I had decided some time ago that because my first experience with sex was abusive, it didn’t have to count, and in some respects, I still think this to be true. When I think of the first time I engaged in ‘going all the way’, it was a very different experience from the first time it had encroached upon me. However, the very profound effect that being raped had on me as a woman, as a girl, and the ways in which I’ve grown around that wound requires such tenderness and has to be acknowledged. Having to heal in a world that can often be harsh, around cultures that are not well equipped to deal with complex and taboo topics such as rape –despite it being an unfortunately common experience for women within them– is enraging. 

So this was my missing reason, the blazing core at its most honest and true: healing. There was a time when the relationship I felt so lucky to have with my body was diminished. I didn’t want to look at it. I blamed it. I felt disconnected and the wearing of my own skin felt heavy, and every now and then it still does. 

The difference now is the journey I’ve been on with my body, and a lot of that is to do with rediscovering pleasure, getting used to the sensation of being touched, and I don’t even mean being touched by another. It started with the simple act of enjoying having a shower again, the joy of feeling water coat my skin and once again seeing the shine that I felt I had lost forever. The act of taking care of myself, loving myself. Small, simple acts of defiance against the aversion that I had grown towards myself. 

illustration by In.Lo

The reclamation of what was mine was slow at first. Yet, when I looked around for how women before me, who like me, had found their way back to themselves from this lonely abyss, I was shocked almost to the point of humour to find that a wank was changing women’s lives. This left me with a question: 

Would revisiting my self-pleasure feel like trying to run for the first time after breaking an ankle? Would I break?

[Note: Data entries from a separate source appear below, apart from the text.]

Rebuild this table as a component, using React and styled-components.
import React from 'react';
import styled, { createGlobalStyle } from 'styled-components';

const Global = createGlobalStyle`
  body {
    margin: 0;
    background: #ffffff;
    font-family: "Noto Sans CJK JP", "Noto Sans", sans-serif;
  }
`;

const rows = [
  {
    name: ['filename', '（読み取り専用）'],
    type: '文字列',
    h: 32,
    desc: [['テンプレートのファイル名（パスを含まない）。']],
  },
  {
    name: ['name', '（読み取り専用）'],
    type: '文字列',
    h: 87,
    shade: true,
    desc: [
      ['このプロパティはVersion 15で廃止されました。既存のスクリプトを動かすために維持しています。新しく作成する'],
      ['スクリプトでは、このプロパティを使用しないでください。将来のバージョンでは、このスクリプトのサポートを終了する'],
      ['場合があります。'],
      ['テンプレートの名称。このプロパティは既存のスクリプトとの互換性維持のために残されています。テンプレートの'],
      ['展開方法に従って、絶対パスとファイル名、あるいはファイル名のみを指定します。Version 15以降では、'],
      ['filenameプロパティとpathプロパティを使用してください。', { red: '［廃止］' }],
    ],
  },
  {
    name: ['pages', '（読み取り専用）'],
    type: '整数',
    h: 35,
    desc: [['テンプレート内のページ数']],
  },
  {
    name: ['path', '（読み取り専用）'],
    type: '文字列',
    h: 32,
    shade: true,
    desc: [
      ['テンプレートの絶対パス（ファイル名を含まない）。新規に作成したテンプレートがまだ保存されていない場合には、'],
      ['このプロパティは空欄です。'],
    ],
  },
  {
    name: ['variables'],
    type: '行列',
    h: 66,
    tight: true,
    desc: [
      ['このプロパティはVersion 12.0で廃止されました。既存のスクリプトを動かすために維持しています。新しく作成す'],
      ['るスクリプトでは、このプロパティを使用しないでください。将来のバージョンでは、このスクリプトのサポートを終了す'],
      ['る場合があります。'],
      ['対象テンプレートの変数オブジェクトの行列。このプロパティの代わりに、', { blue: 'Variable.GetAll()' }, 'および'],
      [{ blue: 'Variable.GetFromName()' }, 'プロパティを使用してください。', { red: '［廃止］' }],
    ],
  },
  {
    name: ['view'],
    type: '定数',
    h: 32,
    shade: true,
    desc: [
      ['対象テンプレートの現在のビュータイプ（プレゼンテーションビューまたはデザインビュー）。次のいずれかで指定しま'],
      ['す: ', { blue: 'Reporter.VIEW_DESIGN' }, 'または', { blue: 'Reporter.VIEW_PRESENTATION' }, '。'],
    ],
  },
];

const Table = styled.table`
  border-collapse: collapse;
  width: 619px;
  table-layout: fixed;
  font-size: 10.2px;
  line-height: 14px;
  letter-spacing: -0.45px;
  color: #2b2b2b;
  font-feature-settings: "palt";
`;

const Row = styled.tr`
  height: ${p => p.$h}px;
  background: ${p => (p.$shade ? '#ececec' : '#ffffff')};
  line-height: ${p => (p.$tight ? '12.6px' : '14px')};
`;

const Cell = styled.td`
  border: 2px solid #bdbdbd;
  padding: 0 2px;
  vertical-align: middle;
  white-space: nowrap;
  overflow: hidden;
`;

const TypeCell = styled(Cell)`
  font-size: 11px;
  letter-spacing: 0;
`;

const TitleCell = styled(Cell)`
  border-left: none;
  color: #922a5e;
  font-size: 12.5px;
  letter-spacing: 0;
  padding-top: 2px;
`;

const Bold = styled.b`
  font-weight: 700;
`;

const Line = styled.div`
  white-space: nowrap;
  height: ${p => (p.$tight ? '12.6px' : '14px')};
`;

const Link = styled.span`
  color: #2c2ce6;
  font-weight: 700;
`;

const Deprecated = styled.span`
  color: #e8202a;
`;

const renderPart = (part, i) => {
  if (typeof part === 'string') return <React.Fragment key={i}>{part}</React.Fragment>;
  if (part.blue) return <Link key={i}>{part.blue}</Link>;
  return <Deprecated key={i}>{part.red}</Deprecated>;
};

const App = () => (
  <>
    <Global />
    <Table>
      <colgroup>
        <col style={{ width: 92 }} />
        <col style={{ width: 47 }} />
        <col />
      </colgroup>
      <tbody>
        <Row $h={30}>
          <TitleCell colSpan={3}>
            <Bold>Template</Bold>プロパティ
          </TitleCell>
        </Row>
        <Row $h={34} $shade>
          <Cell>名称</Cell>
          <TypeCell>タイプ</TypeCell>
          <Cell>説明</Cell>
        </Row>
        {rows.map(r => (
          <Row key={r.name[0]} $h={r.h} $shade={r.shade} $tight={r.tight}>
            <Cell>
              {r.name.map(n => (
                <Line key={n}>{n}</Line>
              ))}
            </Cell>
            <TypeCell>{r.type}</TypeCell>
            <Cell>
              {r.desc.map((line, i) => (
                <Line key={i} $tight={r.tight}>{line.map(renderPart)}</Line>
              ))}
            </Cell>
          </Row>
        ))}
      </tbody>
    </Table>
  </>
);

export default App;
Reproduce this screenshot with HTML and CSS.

The answer is: no I would not break – in fact, I would be forever grateful to myself; After years of suppressing dark memories and problematic behaviours, I was beginning to address the loss of innocence that I felt. I was digging through the pain, and allowing it to flow, and now I was healing. Every time I sat with myself, whether it was just to massage my legs or to masturbate, I felt a chipping away at the blockages that had built up from all the trauma left under my skin, and in this I felt my sense of pleasure being reborn. I felt a deep growing respect for the joy that my body deserves. The healing is not linear, and there were many moments I felt a depth of loneliness that I would never pray upon a person for as long as I live, yet there was now light at the end of the tunnel – a  blossoming appreciation for not only what my body can hold and endure, but an appreciation for how we can heal, and I vow never to take that, or my body for granted again.  

It soon dawned on me that there are so many like me, girls I love and know and those who I don’t know, who have yet to find their way out of the abyss. I wanted to pour this practice of indulgent healing into their lives, so created a space. A space in which reconnecting with your body, stepping out of the shackles of shame and trauma is the goal. Creating audio erotica to tap into the imagination, senses, and desires – and making them accessible. Exploring how sexual pleasure is sexual health, not an afterthought, and never selfish. Teaching ways to look at our bodies again, and how to get back in touch with the body through intimate accessories that can make the journey back to self fun.

Noir Naughty is young and it’s fragile, but I feel proud to have come so far on my journey. This is my love letter to you, Black women and girls, who deserve all the healing, and all the pleasure in the world – you deserve your minds tended to, and your bodies too. We deserve great relationships with sex outside of what it does for our partners, outside the gaze of seduction. This body that holds us up and carries us through life deserves attention from you.